A high-quality history curriculum at Bellingham Primary School will enable our pupils to gain a coherent knowledge and understanding of Britain’s past and that of the wider world. It should inspire pupils’ curiosity to know more about the past.
At Bellingham Primary school we teach our children to ask perceptive questions, think critically, weigh evidence, sift arguments, and develop perspective and judgement. History curriculum immerses students in a range of cultures and creates an enquiring and critical outlook on the world, with skills that can be applied in other subjects. History also helps our pupils to understand complexity of people’s lives the process of change, the diversity of societies and relationships between different groups, as well as their own identity and the challenges of their time.
Our history curriculum is enriched by rich, diverse experience across the whole school. We believe that history should be an interactive subject which strives to ignite a child’s natural curiosity. Through our history curriculum we want children to develop a key understanding about the history of Britain from the earliest times to the present day. We ensure pupils understand how people’s lives have shaped this nation and how Britain has influenced the wider world.
Aims:
The national curriculum for history aims to ensure that all pupils:
know and understand the history of these islands as a coherent, chronological narrative, from the earliest times to the present day: how people’s lives have shaped this nation and how Britain has influenced and been influenced by the wider world
know and understand significant aspects of the history of the wider world: the nature of ancient civilisations; the expansion and dissolution of empires; characteristic features of past non-European societies; achievements and follies of mankind
gain and deploy a historically grounded understanding of abstract terms such as "empire’, ‘civilisation’, ‘parliament’ and ‘peasantry’
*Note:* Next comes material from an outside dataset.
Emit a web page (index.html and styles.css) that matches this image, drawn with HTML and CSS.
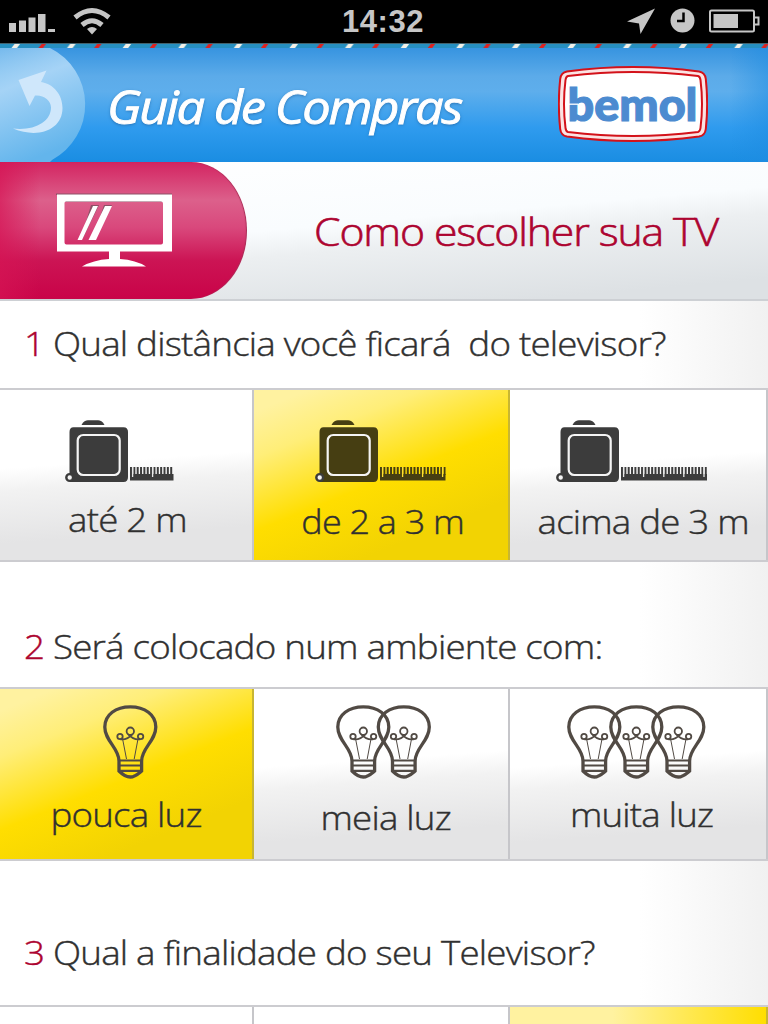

understand historical concepts such as continuity and change, cause and consequence, similarity, difference and significance, and use them to make connections, draw contrasts, analyse trends, frame historically-valid questions and create their own structured accounts, including written narratives and analyses
understand the methods of historical enquiry, including how evidence is used rigorously to make historical claims, and discern how and why contrasting arguments and interpretations of the past have been constructed
gain historical perspective by placing their growing knowledge into different contexts, understanding the connections between local, regional, national and international history; between cultural, economic, military, political, religious and social history; and between short- and long-term timescales.